Comme souligné par Stéphane Amiot au cours de cette table ronde, la législation française encadre rigoureusement la collecte et le traitement des données personnelles. Conformément à la loi de 1978 relative à l’informatique, aux fichiers et aux libertés, les mesures de performance peuvent ainsi s’avérer plus complexes. Celle-ci stipule en effet explicitement qu’«il est interdit de collecter ou de traiter des données à caractère personnel qui font apparaître, directement ou indirectement, les origines raciales ou ethniques, [..] ou qui sont relatives à la santé ou à la vie sexuelle de celles-ci».
Si des mesures quantitatives bien qu’imparfaites, comme l’index de l’égalité professionnelle, sont très souvent mises en avant, nos intervenantes ont plutôt évoqué des mesures qualitatives. Judith Tripard et Chantal Lasnier, se sont accordées à dire que les personnes les mieux placées pour évaluer l’impact des politiques de diversité et inclusion étaient les salariés eux-mêmes.
Il est donc essentiel de les impliquer dès le début du processus en recueillant leurs impressions au sein de l’entreprise. Dans un premier temps, cela permettra de détecter les sujets prioritaires, puis dans un second temps, de les rendre acteurs de la réussite de ces initiatives. Comme le souligne Juliette Delas, le chantier DEI est vaste et complexe. Il est nécessaire de définir des critères pouvant s’appliquer à un ou plusieurs axes prioritaires tels que :
Judith partage l’approche d’Oh BiBi, où un référentiel des questions à poser en entretien pour éviter les biais a été proposé aux managers recruteurs. De plus, ils encouragent la participation de tous les collaborateurs dans la démarche DEI grâce à des enquêtes internes. Ces enquêtes visent à évaluer, dans un premier temps, le niveau de satisfaction des politiques internes mises en place, tout en recueillant des idées pour améliorer ces politiques. Judith donne quelques idées de culture inclusive, par exemple les afterworks en soirée excluent les parents ou les personnes habitant en province, mettant en évidence la nécessité de penser à d’autres moments de partage, tels que le déjeuner, pour organiser des événements d’équipe, et en réfléchissant à des formats qui permettent à tout le monde de se sentir à sa place.
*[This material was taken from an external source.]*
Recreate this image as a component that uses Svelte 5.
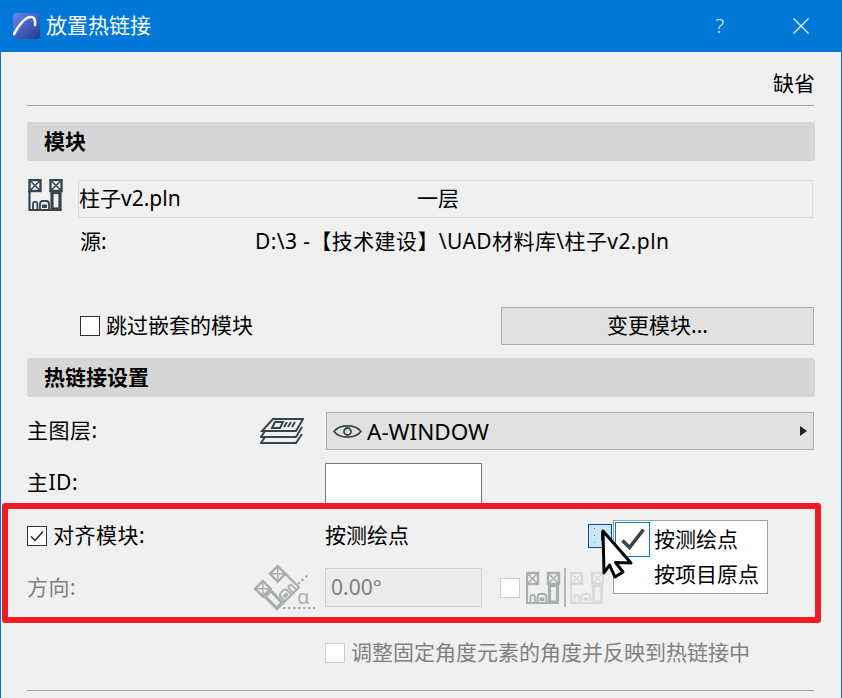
<script lang="ts">
// Hotlink placement dialog. The red frame, dropdown list and mouse pointer sit
// over the alignment rows; everything else is plain flow.
const moduleInfo = { file: "柱子v2.pln", story: "一层", path: "D:\\3 -【技术建设】\\UAD材料库\\柱子v2.pln" };
const anchorOptions = ["按测绘点", "按项目原点"];
</script>

{#snippet house()}
  <rect x="1" y="1" width="11" height="11" fill="none" stroke-width="2.400" />
  <path d="M1.500 1.500l10 10M11.500 1.500l-10 10" fill="none" stroke-width="1.500" />
  <rect x="22" y="1" width="11" height="11" fill="none" stroke-width="2.400" />
  <path d="M22.500 1.500l10 10M32.500 1.500l-10 10" fill="none" stroke-width="1.500" />
  <rect x="23.500" y="13.500" width="8" height="16.500" fill="none" stroke-width="3.200" />
  <path d="M1 12v19h32" fill="none" stroke-width="2.200" />
  <path d="M4.500 31v-6a2.200 2.200 0 0 1 4.400 0v6M11.500 31v-6q0-3 3-3h3q3 0 3 3v6" fill="none" stroke-width="1.800" />
  <rect x="14" y="26" width="4" height="2.500" />
{/snippet}

<div class="dialog">
  <header class="titlebar">
    <svg class="logo" width="27" height="27" viewBox="0 0 27 27">
      <defs>
        <linearGradient id="logo-bg" x1="0" y1="0" x2="1" y2="1">
          <stop offset="0" stop-color="#6488ee" />
          <stop offset="1" stop-color="#26398a" />
        </linearGradient>
      </defs>
      <rect width="27" height="26" rx="3" fill="url(#logo-bg)" />
      <path d="M1 21C6 12 12 4 18 4c3.500 0 4.500 3 4 8" fill="none" stroke="#f4f6ff" stroke-width="2.600" stroke-linecap="round" />
    </svg>
    <span class="title">放置热链接</span>
    <span class="help">?</span>
    <svg class="close" width="16" height="16" viewBox="0 0 16 16">
      <path d="M.5.5l15 15M15.500.5l-15 15" stroke="#fff" stroke-width="1.100" />
    </svg>
  </header>

  <main class="content">
    <div class="defaults"><span>缺省</span></div>

    <div class="section first">模块</div>

    <div class="module">
      <svg class="house" width="35" height="32" viewBox="0 0 34 32">
        <g fill="#36454f" stroke="#36454f">{@render house()}</g>
      </svg>
      <div class="module-box">
        <span class="module-name">{moduleInfo.file}</span>
        <span>{moduleInfo.story}</span>
      </div>
    </div>

    <div class="source">
      <span class="source-label">源:</span>
      <span class="source-path">{moduleInfo.path}</span>
    </div>

    <div class="skip">
      <label class="check">
        <span class="box"></span>
        跳过嵌套的模块
      </label>
      <button type="button" class="change">变更模块...</button>
    </div>

    <div class="section second">热链接设置</div>

    <div class="field layer">
      <span class="label">主图层:</span>
      <svg width="44" height="26" viewBox="0 0 44 26">
        <g fill="none" stroke="#36454f" stroke-width="2">
          <path d="M13 1H43L36 13H2Z" />
          <path d="M5 13L1 19H36L42 9" />
          <path d="M5 19L1 25H36L42 16" />
          <path d="M15 4h8l-3 6h-8z" />
          <path d="M27 4l-3 5M31 4l-3 5M35 4l-3 5" />
        </g>
      </svg>
      <div class="layer-select">
        <svg width="29" height="17" viewBox="0 0 29 17">
          <path d="M1 8.500C7 1 22 1 28 8.500C22 16 7 16 1 8.500Z" fill="none" stroke="#36454f" stroke-width="1.800" />
          <circle cx="14.500" cy="8.500" r="3.500" fill="none" stroke="#36454f" stroke-width="1.800" />
        </svg>
        <span class="layer-name">A-WINDOW</span>
        <span class="arrow"></span>
      </div>
    </div>

    <div class="field id">
      <span class="label">主ID:</span>
      <span></span>
      <div class="id-input"></div>
    </div>

    <div class="aligned">
      <div class="field anchor">
        <label class="check label">
          <span class="box">
            <svg width="18" height="18" viewBox="0 0 18 18">
              <path d="M3 9.500l4 4 8-9" fill="none" stroke="#222" stroke-width="1.500" />
            </svg>
          </span>
          对齐模块:
        </label>
        <span></span>
        <div class="anchor-value">
          <span>按测绘点</span>
          <span class="anchor-button"><i></i><b></b></span>
        </div>
      </div>

      <div class="field direction">
        <span class="label">方向:</span>
        <svg class="angle" width="64" height="46" viewBox="0 0 64 46">
          <g transform="translate(24 24) rotate(-45) scale(-1 1) translate(-17 -16)" fill="#a9aeae" stroke="#a9aeae">
            {@render house()}
          </g>
          <path d="M45 20L56 10M30 44H62" fill="none" stroke="#a9aeae" stroke-width="2" stroke-dasharray="2.500 2.500" />
          <text x="44" y="40" class="alpha">α</text>
        </svg>
        <div class="direction-tail">
          <div class="angle-input">0.00°</div>
          <span class="box faint"></span>
          <svg class="mirror" width="80" height="39" viewBox="0 0 80 39">
            <g transform="translate(0 4)" fill="#a9aeae" stroke="#a9aeae">{@render house()}</g>
            <path d="M39 0V39" stroke="#b5b9b9" stroke-width="2" />
            <g transform="translate(44 4)" fill="#d9dbdb" stroke="#d9dbdb">{@render house()}</g>
          </svg>
        </div>
      </div>

      <div class="frame"></div>

      <ul class="menu">
        {#each anchorOptions as option, i (option)}
          <li>
            <span class="tick" class:on={i === 0}>
              {#if i === 0}
                <svg width="24" height="24" viewBox="0 0 24 24">
                  <path d="M1.500 12.500L8.500 19.500L22.500 1.500" fill="none" stroke="#36454f" stroke-width="3.600" />
                </svg>
              {/if}
            </span>
            {option}
          </li>
        {/each}
      </ul>

      <svg class="pointer" width="36" height="54" viewBox="0 0 36 54">
        <path d="M3 3L4 45L9.500 37L15 49L23 44L15.500 34.500L31 35Z" fill="#fff" stroke="#000" stroke-width="3" stroke-linejoin="round" />
      </svg>
    </div>

    <div class="field adjust">
      <span></span>
      <span></span>
      <label class="check muted">
        <span class="box faint"></span>
        调整固定角度元素的角度并反映到热链接中
      </label>
    </div>

    <div class="rule"></div>
  </main>
</div>

<style>
  :global(body) {
    background: #f0f0f0;
  }
  .dialog {
    width: 842px;
    height: 698px;
    box-sizing: border-box;
    border: solid #0078d7;
    border-width: 0 1px;
    background: #f0f0f0;
    overflow: hidden;
    color: #000;
    font-family: "Noto Sans", "Noto Sans CJK SC", sans-serif;
    font-size: 21px;
    line-height: 1.2;
  }
  .titlebar {
    height: 52px;
    margin: 0 -1px;
    display: flex;
    align-items: center;
    background: #0078d7;
    color: #fff;
  }
  .logo { margin-left: 13px; }
  .title { margin-left: 6px; flex: 1; }
  .help { font-size: 20px; font-weight: 300; margin-right: 69px; color: #e6f2fb; }
  .close { margin-right: 33px; }

  .content {
    padding: 0 27px 0 26px;
  }
  .label { letter-spacing: 0.5px; }
  .defaults {
    box-sizing: border-box;
    height: 54px;
    padding-top: 11px;
    display: flex;
    align-items: center;
    justify-content: flex-end;
    border-bottom: 1px solid #a0a0a0;
  }
  .defaults span { margin-right: -1px; }
  .section {
    height: 39px;
    padding-left: 17px;
    display: flex;
    align-items: center;
    background: #d6d6d6;
    border-radius: 3px;
    font-weight: 700;
  }
  .section.first { margin-top: 16px; margin-right: -1px; }
  .section.second { margin-top: 13px; margin-right: -1px; }

  .module { margin-top: 18px; margin-right: 1px; display: flex; align-items: flex-start; }
  .house { margin-left: 1px; }
  .module-box {
    box-sizing: border-box;
    margin: 1px 0 0 15px;
    height: 38px;
    flex: 1;
    display: flex;
    align-items: center;
    border: 1px solid #dcdcdc;
  }
  .module-name { width: 338px; }
  .source {
    margin: 9px 0 0 53px;
    height: 30px;
    display: flex;
    align-items: center;
  }
  .source-label { width: 175px; }
  .source-path { letter-spacing: 0.4px; }

  .skip {
    margin: 50px 0 0 53px;
    display: flex;
    align-items: center;
    justify-content: space-between;
  }
  .check { display: flex; align-items: center; gap: 6px; }
  .muted { color: #808080; }
  .box {
    box-sizing: border-box;
    width: 20px;
    height: 20px;
    flex: none;
    display: flex;
    align-items: center;
    justify-content: center;
    background: #fff;
    border: 1px solid #333;
  }
  .box.faint { border-color: #cccccc; }
  .change {
    box-sizing: border-box;
    width: 313px;
    height: 38px;
    padding: 0;
    background: #e1e1e1;
    border: 1px solid #adadad;
    color: #000;
    font: inherit;
  }

  .field {
    display: grid;
    grid-template-columns: 233px 65px 1fr;
    align-items: center;
  }
  .layer { margin-top: 15px; height: 38px; }
  .layer-select {
    box-sizing: border-box;
    height: 38px;
    margin-left: 1px;
    display: flex;
    align-items: center;
    padding: 0 6px;
    background: #e1e1e1;
    border: 1px solid #adadad;
  }
  .layer-name { margin-left: 5px; flex: 1; font-size: 22.5px; }
  .arrow {
    width: 0;
    height: 0;
    border-left: 7px solid #222;
    border-top: 5px solid transparent;
    border-bottom: 5px solid transparent;
  }
  .id { margin-top: 13px; height: 40px; }
  .id-input {
    box-sizing: border-box;
    width: 157px;
    height: 40px;
    background: #fff;
    border: 1px solid #7a7a7a;
    border-bottom: 0;
  }

  .aligned { position: relative; padding: 14px 0 16px; }
  .anchor { height: 38px; }
  .anchor-value { display: flex; align-items: center; position: relative; }
  .anchor-button {
    box-sizing: border-box;
    width: 24px;
    height: 24px;
    margin-left: 179px;
    display: flex;
    align-items: center;
    gap: 6px;
    padding-left: 5px;
    background: #cce4f7;
    border: 1px solid #005499;
  }
  .anchor-button i {
    width: 1px;
    height: 16px;
    background: repeating-linear-gradient(#b08a30 0 1px, transparent 1px 7px);
  }
  .anchor-button b {
    width: 0;
    height: 0;
    border-left: 6px solid #333;
    border-top: 5px solid transparent;
    border-bottom: 5px solid transparent;
  }
  .direction { margin-top: 13px; height: 39px; color: #808080; }
  .angle { margin: -4px 0 -3px -7px; overflow: visible; }
  .alpha { font-size: 20px; fill: #a9aeae; }
  .direction-tail { display: flex; align-items: center; }
  .angle-input {
    box-sizing: border-box;
    width: 157px;
    height: 39px;
    padding-left: 5px;
    display: flex;
    align-items: center;
    background: #ececec;
    border: 1px solid #cfcfcf;
  }
  .direction-tail .box { margin-left: 18px; }
  .mirror { margin-left: 6px; }

  .frame {
    position: absolute;
    left: -25px;
    right: -7px;
    top: 0;
    bottom: 0;
    border: 6px solid #ee1c25;
    border-radius: 3px;
    pointer-events: none;
  }
  .menu {
    position: absolute;
    left: 586px;
    top: 17px;
    box-sizing: border-box;
    width: 155px;
    height: 74px;
    margin: 0;
    padding: 1px;
    list-style: none;
    background: #fff;
    border: 1px solid #a0a0a0;
  }
  .menu li { height: 35px; display: flex; align-items: center; gap: 4px; }
  .tick {
    box-sizing: border-box;
    width: 35px;
    height: 35px;
    flex: none;
    display: flex;
    align-items: center;
    justify-content: center;
  }
  .tick.on { border: 1px solid #0078d7; }
  .pointer { position: absolute; left: 573px; top: 25px; }

  .adjust { margin-top: 17px; height: 20px; }
  .rule { margin-top: 30px; border-top: 1px solid #a0a0a0; }
</style>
Stéphane Amiot interroge également nos intervenantes sur le phénomène de “gender washing” qui se produit lorsque les déclarations des entreprises en faveur de l’égalité entre les hommes et les femmes ne sont pas fondées et/ou exagérées. Juliette rebondit en soulignant que cette pratique est malheureusement encore répandue et qu’il est crucial de prendre du recul par rapport aux chiffres annoncés par les entreprises. Elle recommande de se fier à des références externes telles que le gender score proposé par 50intech, SheIndex…
En conclusion de cette table ronde, Stéphane Amiot souligne que la mise en place d’une politique DEI n’est finalement qu’une politique de gestion du changement. Il est essentiel d’adopter une approche méthodique et d’appliquer les meilleures mesures possibles pour mobiliser la masse qualifiée de « neutre » pour les transformer en promoteur de cette démarche. Cette politique nécessite du temps et de la persévérance, variant en fonction du nombre d’employés et de la maturité de l’entreprise.